• PROBLEM STATEMENT:
Retype only what runs from the beginning of the data through the line with "const rowNums = [4, 5, 6, 7, 8, 9, 10];"; please omit the pictures and keep every line exact.
-- Start --
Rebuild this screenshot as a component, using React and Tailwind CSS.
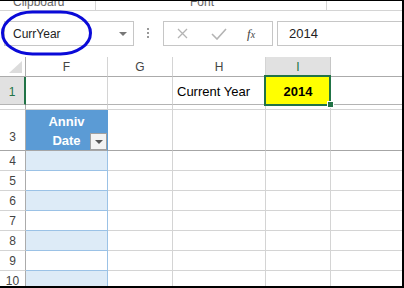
import React from 'react';

const font = { fontFamily: '"Liberation Sans", Arial, sans-serif' };

const rowNums = [4, 5, 6, 7, 8, 9, 10];

const App = () => {
  return (
    <div
      className="relative w-[404px] h-[288px] overflow-hidden bg-white border-t border-r-2 border-b-2 border-black"
      style={font}
    >
      {/* Ribbon group labels (cut off) */}
      <div className="h-[9px] overflow-hidden flex text-[12px] text-[#666]">
        <div className="w-[96px] flex border-r border-[#d4d4d4]">
          <span className="-mt-[6px] leading-[14px] pl-[13px]">Clipboard</span>
          <span className="ml-[17px] -mt-[3px] w-[3px] h-[3px] border-b border-r border-[#888]" />
        </div>
        <div className="w-[231px] flex border-r border-[#d4d4d4]">
          <span className="-mt-[6px] leading-[14px] pl-[94px]">Font</span>
          <span className="ml-[101px] -mt-[3px] w-[3px] h-[3px] border-b border-r border-[#888]" />
        </div>
      </div>

      {/* Formula bar */}
      <div className="h-[47px] border-t border-[#d4d4d4] flex items-start pt-[10px]">
        <div className="ml-[4px] w-[130px] h-[25px] border border-[#c6c6c6] flex items-center pl-[8px] pr-[6px] text-[12px] text-[#222]">
          <span className="flex-1">CurrYear</span>
          <span className="w-0 h-0 border-l-[4px] border-r-[4px] border-t-[4px] border-l-transparent border-r-transparent border-t-[#777]" />
        </div>
        <div className="ml-[13px] mt-[7px] flex flex-col gap-[2px]">
          <span className="w-[2px] h-[2px] bg-[#999]" />
          <span className="w-[2px] h-[2px] bg-[#999]" />
          <span className="w-[2px] h-[2px] bg-[#999]" />
        </div>
        <div className="ml-[14px] w-[110px] h-[25px] border border-[#c6c6c6] flex items-center">
          <svg className="ml-[13px]" width="11" height="11" viewBox="0 0 11 11">
            <path d="M1 1 L10 10 M10 1 L1 10" stroke="#b4b4b4" strokeWidth="1.3" fill="none" />
          </svg>
          <svg className="ml-[23px]" width="16" height="12" viewBox="0 0 16 12">
            <path d="M1 6 L6 11 L15 1" stroke="#b4b4b4" strokeWidth="1.6" fill="none" />
          </svg>
          <span
            className="ml-[20px] text-[13px] italic text-[#444]"
            style={{ fontFamily: '"Liberation Serif", serif' }}
          >
            f<span className="text-[10px]">x</span>
          </span>
        </div>
        <div className="ml-[4px] flex-1 h-[25px] border-t border-l border-b border-[#c6c6c6] flex items-center pl-[11px] text-[13px] text-[#222]">
          2014
        </div>
      </div>

      {/* Column headers */}
      <div className="flex h-[20px] text-[12px] text-[#444]">
        <div className="w-[26px] shrink-0 border-r border-b border-[#ababab] relative">
          <svg className="absolute left-[9px] top-[4px]" width="14" height="12" viewBox="0 0 14 12">
            <path d="M13 0 L13 12 L0 12 Z" fill="#dcdcdc" />
          </svg>
        </div>
        <div className="w-[82px] shrink-0 border-r border-b border-[#d4d4d4] border-b-[#ababab] flex items-center justify-center">F</div>
        <div className="w-[65px] shrink-0 border-r border-b border-[#d4d4d4] border-b-[#ababab] flex items-center justify-center">G</div>
        <div className="w-[93px] shrink-0 border-r border-b border-[#d4d4d4] border-b-[#ababab] flex items-center justify-center">H</div>
        <div className="w-[65px] shrink-0 border-r border-b border-[#c6c6c6] border-b-[#ababab] bg-[#e1e1e1] flex items-center justify-center text-[#217346]">I</div>
        <div className="flex-1 border-b border-[#ababab]" />
      </div>

      {/* Row 1 */}
      <div className="flex h-[28px] text-[13px] text-black">
        <div className="w-[26px] shrink-0 border-r-2 border-r-[#217346] border-b border-b-[#b4b4b4] bg-[#e1e1e1] flex items-center justify-center pt-[3px] text-[12px] text-[#217346]">1</div>
        <div className="w-[82px] shrink-0 border-r border-b border-[#d4d4d4] border-b-[#b4b4b4]" />
        <div className="w-[65px] shrink-0 border-r border-b border-[#d4d4d4] border-b-[#b4b4b4]" />
        <div className="w-[93px] shrink-0 border-r border-b border-[#d4d4d4] border-b-[#b4b4b4] flex items-end pl-[4px] pb-[2px] leading-[20px]">
          Current Year
        </div>
        <div className="w-[65px] shrink-0 border-r border-b border-[#d4d4d4] border-b-[#b4b4b4] bg-[#ffff00] relative flex items-end justify-center pb-[2px] leading-[20px] font-bold">
          2014
          <div className="absolute -left-[2px] -top-[2px] w-[67px] h-[31px] border-2 border-[#217346] z-10" />
          <div className="absolute -right-[4px] -bottom-[4px] w-[7px] h-[7px] bg-[#217346] border border-white z-20" />
        </div>
        <div className="flex-1 border-b border-[#b4b4b4]" />
      </div>

      {/* Row 2 (hidden) */}
      <div className="flex h-[5px]">
        <div className="w-[26px] shrink-0 border-r border-r-[#ababab] border-b border-b-[#d4d4d4]" />
        <div className="w-[82px] shrink-0 border-r border-b border-[#d4d4d4]" />
        <div className="w-[65px] shrink-0 border-r border-b border-[#d4d4d4]" />
        <div className="w-[93px] shrink-0 border-r border-b border-[#d4d4d4]" />
        <div className="w-[65px] shrink-0 border-r border-b border-[#d4d4d4]" />
        <div className="flex-1 border-b border-[#d4d4d4]" />
      </div>

      {/* Row 3 */}
      <div className="flex h-[41px] text-[13px]">
        <div className="w-[26px] shrink-0 border-r border-r-[#ababab] border-b border-b-[#a6a6a6] flex items-end justify-center pb-[4px] text-[12px] text-[#444]">3</div>
        <div className="w-[82px] shrink-0 border-r border-r-[#5b9bd5] border-b border-b-[#a6a6a6] bg-[#5b9bd5] relative flex flex-col items-center justify-end leading-[19px] font-bold text-white">
          <span>Anniv</span>
          <span>Date</span>
          <div className="absolute right-0 bottom-0 w-[17px] h-[17px] bg-[#f3f3f3] border border-[#a0a0a0] flex items-center justify-center">
            <span className="w-0 h-0 border-l-[4px] border-r-[4px] border-t-[4px] border-l-transparent border-r-transparent border-t-[#555]" />
          </div>
        </div>
        <div className="w-[65px] shrink-0 border-r border-r-[#d4d4d4] border-b border-b-[#a6a6a6]" />
        <div className="w-[93px] shrink-0 border-r border-r-[#d4d4d4] border-b border-b-[#a6a6a6]" />
        <div className="w-[65px] shrink-0 border-r border-r-[#d4d4d4] border-b border-b-[#a6a6a6]" />
        <div className="flex-1 border-b border-[#a6a6a6]" />
      </div>

      {/* Rows 4-10 */}
      {rowNums.map((n) => (
        <div key={n} className="flex h-[20px] shrink-0">
          <div className="w-[26px] shrink-0 border-r border-r-[#ababab] border-b border-b-[#d4d4d4] flex items-center justify-center text-[12px] text-[#444]">
            {n}
          </div>
          <div
            className={`w-[82px] shrink-0 border-r border-b border-[#9bc2e6] ${
              n % 2 === 0 ? 'bg-[#ddebf7]' : 'bg-white'
            }`}
          />
          <div className="w-[65px] shrink-0 border-r border-b border-[#d4d4d4]" />
          <div className="w-[93px] shrink-0 border-r border-b border-[#d4d4d4]" />
          <div className="w-[65px] shrink-0 border-r border-b border-[#d4d4d4]" />
          <div className="flex-1 border-b border-[#d4d4d4]" />
        </div>
      ))}

      {/* Blue ellipse annotation */}
      <svg className="absolute left-0 top-[9px]" width="96" height="48" viewBox="0 0 96 48">
        <rect x="2.5" y="2" width="88" height="42" rx="30" ry="21" fill="none" stroke="#0a0ad8" strokeWidth="3" />
      </svg>
    </div>
  );
};

export default App;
-- End --
• RESULT BELOW:
Rebuild this screenshot as a component, using React and Tailwind CSS.
import React from 'react';

const font = { fontFamily: '"Liberation Sans", Arial, sans-serif' };

const rowNums = [4, 5, 6, 7, 8, 9, 10];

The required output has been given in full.